Technically speaking, black is a shade, color is a hue. Any color, if dark enough, becomes black. So, if the question was, "What shade are your sunglasses?", black would be a correct answer.
Physicists speak of the color spectrum, based on frequency alone, but it's very different from the "color wheel" which is dependent on human eye receptors. The rainbow exemplifies the physicists' color spectrum. Notice that it tends towards black at BOTH ends? It's not because there is no light, it's because humans can't see the far infrared and the high ultraviolet light. The color wheel, on the other hand, is based on the human eye's sensitivity to red, green, and blue light, so that it requires a 3D graph to plot out all the colors of the "color wheel". Because the relative strengths of red, green, and blue can be represented as a phase, this is the part where the "wheel" comes in. That is to say, very unlike the physicists' color spectrum, the hues form a cyclical wheel. Black is not on it, but would be at the center of it, if the radius is taken to represent brightness. If the radius is 0, then it's black.

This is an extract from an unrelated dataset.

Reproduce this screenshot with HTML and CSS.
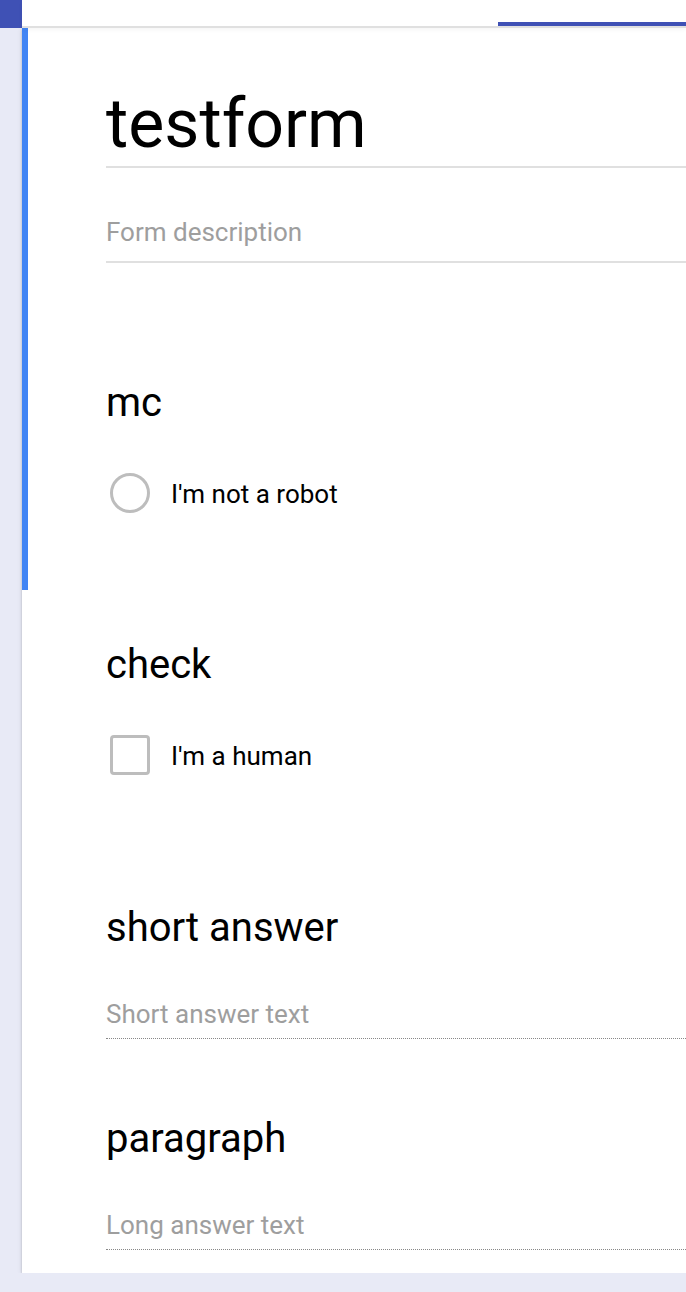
FILE: index.html
```html
<!DOCTYPE html>
<html>
<head>
<meta charset="utf-8">
<link rel="stylesheet" href="styles.css">
</head>
<body>
<div class="topbar">
  <div class="corner"></div>
  <div class="band">
    <div class="tabline"></div>
  </div>
</div>
<div class="card">
  <div class="group selected">
    <div class="header">
      <div class="title">testform</div>
      <div class="desc">Form description</div>
    </div>
    <div class="item">
      <div class="qtitle">mc</div>
      <div class="option">
        <span class="radio"></span>
        <span class="otext">I'm not a robot</span>
      </div>
    </div>
  </div>
  <div class="item plain choice">
    <div class="qtitle">check</div>
    <div class="option">
      <span class="checkbox"></span>
      <span class="otext">I'm a human</span>
    </div>
  </div>
  <div class="item plain text">
    <div class="qtitle">short answer</div>
    <div class="answer">Short answer text</div>
  </div>
  <div class="item plain text last">
    <div class="qtitle">paragraph</div>
    <div class="answer">Long answer text</div>
  </div>
</div>
</body>
</html>
```
FILE: styles.css
```css
html, body {
  margin: 0;
  padding: 0;
}
body {
  background: #e8eaf6;
  font-family: Roboto, "Noto Sans", Arial, sans-serif;
  color: #000;
  overflow: hidden;
}
.topbar {
  display: flex;
  height: 28px;
  position: relative;
  z-index: 2;
}
.corner {
  width: 22px;
  height: 28px;
  background: #3f51b5;
  flex: none;
}
.band {
  flex: 1;
  height: 26px;
  background: #fff;
  border-bottom: 2px solid #e0e0e0;
  display: flex;
  justify-content: flex-end;
  align-items: flex-end;
  box-shadow: 0 2px 4px rgba(0,0,0,0.04);
}
.tabline {
  width: 188px;
  height: 4px;
  background: #3f51b5;
}
.card {
  margin-left: 22px;
  background: #fff;
  box-shadow: 0 2px 2px rgba(0,0,0,0.16), 0 1px 5px rgba(0,0,0,0.12), 0 3px 1px -2px rgba(0,0,0,0.2);
}
.group.selected {
  border-left: 6px solid #4285f4;
  padding-left: 78px;
}
.item.plain {
  padding-left: 84px;
}
.header {
  padding-top: 55px;
  padding-bottom: 66px;
}
.title {
  font-size: 68px;
  line-height: 83px;
  border-bottom: 2px solid #e0e0e0;
}
.desc {
  margin-top: 46px;
  font-size: 26px;
  line-height: 36px;
  color: #9e9e9e;
  padding-bottom: 11px;
  border-bottom: 2px solid #e0e0e0;
}
.item {
  padding-top: 50px;
  padding-bottom: 76px;
}
.item.choice {
  padding-top: 51px;
  padding-bottom: 78px;
}
.item.text {
  padding-bottom: 26px;
}
.item.text.last {
  padding-bottom: 23px;
}
.qtitle {
  font-size: 40px;
  line-height: 48px;
}
.option {
  margin-top: 46px;
  display: flex;
  align-items: flex-start;
  gap: 21px;
  margin-left: 4px;
}
.radio {
  width: 34px;
  height: 34px;
  border: 3px solid #bdbdbd;
  border-radius: 50%;
  flex: none;
}
.checkbox {
  width: 34px;
  height: 34px;
  border: 3px solid #bdbdbd;
  border-radius: 4px;
  flex: none;
}
.otext {
  font-size: 26px;
  line-height: 40px;
  margin-top: 1px;
}
.answer {
  margin-top: 44px;
  font-size: 26px;
  line-height: 36px;
  color: #9e9e9e;
  padding-bottom: 6px;
  border-bottom: 1px dotted #888;
}
```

There are more than one way to represent the "color space" of human vision. Another would be to use red, green, blue as axes of a 3D color plot, in which case black would be at the origin (0,0,0), while all "pure hues" which are 100% unsaturated would lie only on the planes formed by the axes. All the other colors in the R, G, B space would have some saturation, meaning a mixture of a pure hue and white (or more correctly, a neutral).
In the vernacular, any and all colors, hues, shades is called "a color", because it's something, isn't it? Don't we have color charts that show all the colors, including black and white? But the best painters are critically aware of the distinction between hue, shade, and saturation, it's their lifeblood.